Work to complete: Repeat the listing word for word. No pictures belong in the copy.

Dataset extract:
■ ■ ■ ■ ■ ■ ■
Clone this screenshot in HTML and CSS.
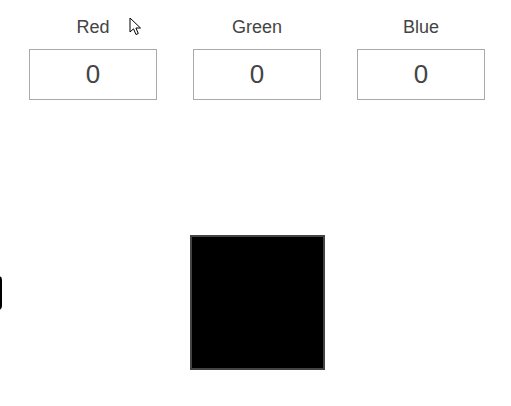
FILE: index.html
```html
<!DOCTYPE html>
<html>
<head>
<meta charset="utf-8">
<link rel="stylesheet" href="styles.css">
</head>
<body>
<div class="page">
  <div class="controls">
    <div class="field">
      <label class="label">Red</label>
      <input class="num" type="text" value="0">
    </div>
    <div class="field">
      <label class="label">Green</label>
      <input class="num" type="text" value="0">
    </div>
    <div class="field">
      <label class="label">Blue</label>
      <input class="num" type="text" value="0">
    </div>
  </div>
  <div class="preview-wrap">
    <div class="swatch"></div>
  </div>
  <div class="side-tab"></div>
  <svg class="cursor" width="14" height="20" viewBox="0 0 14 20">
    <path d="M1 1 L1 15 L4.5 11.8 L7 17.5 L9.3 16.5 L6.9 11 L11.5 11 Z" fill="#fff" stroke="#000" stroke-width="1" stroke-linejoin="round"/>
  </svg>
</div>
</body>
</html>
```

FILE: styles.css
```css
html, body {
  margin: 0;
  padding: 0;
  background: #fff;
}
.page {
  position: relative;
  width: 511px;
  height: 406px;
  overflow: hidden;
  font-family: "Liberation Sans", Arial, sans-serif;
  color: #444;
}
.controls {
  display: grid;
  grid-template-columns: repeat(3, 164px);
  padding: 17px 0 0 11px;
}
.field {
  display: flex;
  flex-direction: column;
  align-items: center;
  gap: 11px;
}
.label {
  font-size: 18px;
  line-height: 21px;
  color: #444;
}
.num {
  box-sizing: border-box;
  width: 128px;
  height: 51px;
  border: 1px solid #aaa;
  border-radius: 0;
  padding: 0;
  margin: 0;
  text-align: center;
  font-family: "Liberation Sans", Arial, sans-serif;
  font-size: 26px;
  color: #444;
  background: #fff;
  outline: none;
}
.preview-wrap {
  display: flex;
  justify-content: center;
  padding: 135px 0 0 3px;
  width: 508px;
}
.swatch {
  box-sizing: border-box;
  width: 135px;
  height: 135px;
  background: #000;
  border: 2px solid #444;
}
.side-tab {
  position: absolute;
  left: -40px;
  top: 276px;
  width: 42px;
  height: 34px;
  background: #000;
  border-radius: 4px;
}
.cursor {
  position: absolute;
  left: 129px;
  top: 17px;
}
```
■ ■ ■ ■ ■ ■ ■
Correct response:
Clone this screenshot in HTML and CSS.
FILE: index.html
```html
<!DOCTYPE html>
<html>
<head>
<meta charset="utf-8">
<link rel="stylesheet" href="styles.css">
</head>
<body>
<div class="page">
  <div class="controls">
    <div class="field">
      <label class="label">Red</label>
      <input class="num" type="text" value="0">
    </div>
    <div class="field">
      <label class="label">Green</label>
      <input class="num" type="text" value="0">
    </div>
    <div class="field">
      <label class="label">Blue</label>
      <input class="num" type="text" value="0">
    </div>
  </div>
  <div class="preview-wrap">
    <div class="swatch"></div>
  </div>
  <div class="side-tab"></div>
  <svg class="cursor" width="14" height="20" viewBox="0 0 14 20">
    <path d="M1 1 L1 15 L4.5 11.8 L7 17.5 L9.3 16.5 L6.9 11 L11.5 11 Z" fill="#fff" stroke="#000" stroke-width="1" stroke-linejoin="round"/>
  </svg>
</div>
</body>
</html>
```

FILE: styles.css
```css
html, body {
  margin: 0;
  padding: 0;
  background: #fff;
}
.page {
  position: relative;
  width: 511px;
  height: 406px;
  overflow: hidden;
  font-family: "Liberation Sans", Arial, sans-serif;
  color: #444;
}
.controls {
  display: grid;
  grid-template-columns: repeat(3, 164px);
  padding: 17px 0 0 11px;
}
.field {
  display: flex;
  flex-direction: column;
  align-items: center;
  gap: 11px;
}
.label {
  font-size: 18px;
  line-height: 21px;
  color: #444;
}
.num {
  box-sizing: border-box;
  width: 128px;
  height: 51px;
  border: 1px solid #aaa;
  border-radius: 0;
  padding: 0;
  margin: 0;
  text-align: center;
  font-family: "Liberation Sans", Arial, sans-serif;
  font-size: 26px;
  color: #444;
  background: #fff;
  outline: none;
}
.preview-wrap {
  display: flex;
  justify-content: center;
  padding: 135px 0 0 3px;
  width: 508px;
}
.swatch {
  box-sizing: border-box;
  width: 135px;
  height: 135px;
  background: #000;
  border: 2px solid #444;
}
.side-tab {
  position: absolute;
  left: -40px;
  top: 276px;
  width: 42px;
  height: 34px;
  background: #000;
  border-radius: 4px;
}
.cursor {
  position: absolute;
  left: 129px;
  top: 17px;
}
```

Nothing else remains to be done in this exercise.